To the lighthouse – Virginia Woolf

To_the_lighthouse

It has been a long time since my last reading of Woolf. In the past, I have liked her writing, but never felt a connection to it. I first read ‘To the lighthouse’ more than ten years ago, at a time when I was experimenting with a lot of reading, devouring many words, without always understanding the subtext.

Reading it now, was like reading a different book altogether. I don’t know if the story has changed over time, or  if it was some background of modern philosophy, or Michael Roth’s lectures in Coursera, which made me see things differently. But I can not remember reading any of this story now in front of me. I remembered Mrs Ramsay, yes, as a benevolent mother figure, slightly overbearing and meddling. I remembered Mr Ramsay – a foul-tempered patriarch. I perhaps remembered the whimpering child who so wanted to go to the lighthouse, but was denied this pleasure for many years.

I had completely erased out Lily Briscoe, or Mr. Bankes, or Mr. Carmichael or Tansley. I had even forgotten another central character – the war, which seems to lie in those fleeting and sketchy years of chapter two. What did I read when I missed so much?

Deprecation of my younger self aside, I felt an instant connection to the text this time. I saw each character as an island, trying to make connection with another, but unable to reach there. It was like the ineffability of my own thoughts had suddenly found expression in someone else’s words. I have sometimes felt a deep sense of isolation. In all relationships and friendships which form so much of our lives, there is still a jarring gap which we can never bridge – the gap of being another – understanding what is the real them. We interpret others through our own filters, and those filters blind us to many things. Sometimes we are inconsiderate, sometimes we overcompensate, and largely we miss. It is a miracle that we continue to try. It is also a miracle that we are able to take so much for granted. In Lily, the more introspective character, who is perhaps the stand-in for Woolf herself, we sense this frustration

she imagined how in the chambers of the mind and heart of the woman who was, physically, touching her, were stood, like the treasures in the tombs of kings, tablets bearing sacred inscriptions, which if one could spell them out, would teach one everything, but they would never be offered openly, never made public

There are philosophical themes in this story, which I could appreciate since I am reading this as part of a course on modern and postmodern philosophy. There is Freud for instance, standing tall in the very first paragraph over James. In Tansley there is an Enlightenment figure of Kant’s thought – the person who embodies the thoughts of French revolution. There is the epistemological truth seeker in Mr. Ramsay. And then there is Woolf – almost a romantic figure herself, in her beautiful sentences and her love for nature, her solitude symbolised by a distant lighthouse. There is so much packed in this little volume that it is astonishing.

The second chapter – Time passes, is my favourite. It is short and ruthless. Events move, and the life of Ramsey family lies only in parenthesis.

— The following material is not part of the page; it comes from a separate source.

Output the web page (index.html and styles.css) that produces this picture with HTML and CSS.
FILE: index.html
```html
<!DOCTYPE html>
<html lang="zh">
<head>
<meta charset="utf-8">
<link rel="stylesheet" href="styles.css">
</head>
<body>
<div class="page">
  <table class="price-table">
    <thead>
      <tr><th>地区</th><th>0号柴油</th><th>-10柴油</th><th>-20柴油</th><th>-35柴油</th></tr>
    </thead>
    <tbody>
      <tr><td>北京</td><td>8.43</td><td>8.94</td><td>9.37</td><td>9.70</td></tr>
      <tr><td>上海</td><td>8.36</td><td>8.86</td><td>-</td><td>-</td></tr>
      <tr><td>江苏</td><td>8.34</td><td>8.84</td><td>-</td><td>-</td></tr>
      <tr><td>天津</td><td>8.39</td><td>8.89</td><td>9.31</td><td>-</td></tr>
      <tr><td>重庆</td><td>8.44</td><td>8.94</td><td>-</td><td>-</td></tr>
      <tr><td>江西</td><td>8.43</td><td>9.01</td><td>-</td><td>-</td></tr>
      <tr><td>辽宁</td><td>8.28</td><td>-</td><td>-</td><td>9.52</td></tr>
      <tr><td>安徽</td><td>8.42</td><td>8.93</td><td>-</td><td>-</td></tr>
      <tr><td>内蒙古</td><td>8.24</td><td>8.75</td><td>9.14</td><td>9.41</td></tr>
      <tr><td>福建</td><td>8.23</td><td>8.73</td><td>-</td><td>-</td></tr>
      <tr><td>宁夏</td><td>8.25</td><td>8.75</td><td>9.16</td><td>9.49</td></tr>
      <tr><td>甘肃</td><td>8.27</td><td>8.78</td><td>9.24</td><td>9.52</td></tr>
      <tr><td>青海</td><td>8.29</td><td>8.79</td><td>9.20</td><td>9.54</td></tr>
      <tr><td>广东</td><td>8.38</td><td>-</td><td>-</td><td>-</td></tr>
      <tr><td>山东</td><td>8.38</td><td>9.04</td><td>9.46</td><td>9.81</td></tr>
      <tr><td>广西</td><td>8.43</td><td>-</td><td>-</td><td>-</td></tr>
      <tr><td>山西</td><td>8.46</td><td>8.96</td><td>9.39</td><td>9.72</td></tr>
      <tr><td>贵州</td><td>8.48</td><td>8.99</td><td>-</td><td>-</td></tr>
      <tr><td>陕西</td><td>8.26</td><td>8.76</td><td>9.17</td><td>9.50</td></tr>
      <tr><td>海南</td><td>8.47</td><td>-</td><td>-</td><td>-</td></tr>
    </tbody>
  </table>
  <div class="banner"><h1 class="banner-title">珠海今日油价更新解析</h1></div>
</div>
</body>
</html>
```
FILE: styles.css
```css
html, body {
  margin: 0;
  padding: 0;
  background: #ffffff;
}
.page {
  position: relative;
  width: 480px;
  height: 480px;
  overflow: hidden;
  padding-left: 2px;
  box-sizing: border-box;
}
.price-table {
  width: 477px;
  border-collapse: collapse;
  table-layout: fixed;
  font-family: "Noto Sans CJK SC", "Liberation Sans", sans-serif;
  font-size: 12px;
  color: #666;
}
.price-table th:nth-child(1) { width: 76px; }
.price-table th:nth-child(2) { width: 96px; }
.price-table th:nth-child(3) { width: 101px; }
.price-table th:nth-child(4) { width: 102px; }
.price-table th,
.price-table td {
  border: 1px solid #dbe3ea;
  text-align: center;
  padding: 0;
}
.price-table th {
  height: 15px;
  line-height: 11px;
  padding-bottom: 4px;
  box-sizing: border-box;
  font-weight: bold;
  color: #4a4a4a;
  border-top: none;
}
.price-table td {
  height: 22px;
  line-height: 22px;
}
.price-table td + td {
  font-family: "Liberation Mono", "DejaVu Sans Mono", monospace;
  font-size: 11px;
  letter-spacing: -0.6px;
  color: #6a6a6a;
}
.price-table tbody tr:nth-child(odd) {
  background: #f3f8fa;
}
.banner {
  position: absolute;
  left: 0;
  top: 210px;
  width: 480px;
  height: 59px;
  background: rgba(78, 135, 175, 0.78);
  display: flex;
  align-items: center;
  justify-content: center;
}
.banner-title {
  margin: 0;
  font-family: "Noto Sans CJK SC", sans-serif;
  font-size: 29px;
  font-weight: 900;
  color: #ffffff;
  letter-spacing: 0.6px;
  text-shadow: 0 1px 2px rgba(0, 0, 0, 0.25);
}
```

[Mr. Ramsay, stumbling along a passage one dark morning, stretched his arms out, but Mrs. Ramsay having died rather suddenly the night before, his arms, though stretched out, remained empty.]

The family which was so important, has become just a side note in the face of time, and destruction wreaked by war and neglect takes the centre stage. It is a very powerful way to move a story, and lay bare the existential vulnerability of individuals. Terrence Mallick used a similar approach in Tree of life, where human life was pitched against something much larger and more powerful – I loved it there and I loved it now.

It is the passing of time also which takes away the miracle of things.

The Lighthouse was then a silvery, misty-looking tower with a yellow eye, that opened suddenly, and softly in the evening. Now —

James looked at the Lighthouse. He could see the white-washed rocks; the tower, stark and straight; he could see that it was barred with black and white; he could see windows in it; he could even see washing spread on the rocks to dry. So that was the Lighthouse, was it?

No, the other was also the Lighthouse. For nothing was simply one thing. The other Lighthouse was true too. It was sometimes hardly to be seen across the bay. In the evening one looked up and saw the eye opening and shutting and the light seemed to reach them in that airy sunny garden where they sat.

Things are different at different times – we see them differently in various perspectives. It is rarely possible to know what is real, but it is possible to appreciate the multiplicity of things, and people – that is the great message of this wonderful book.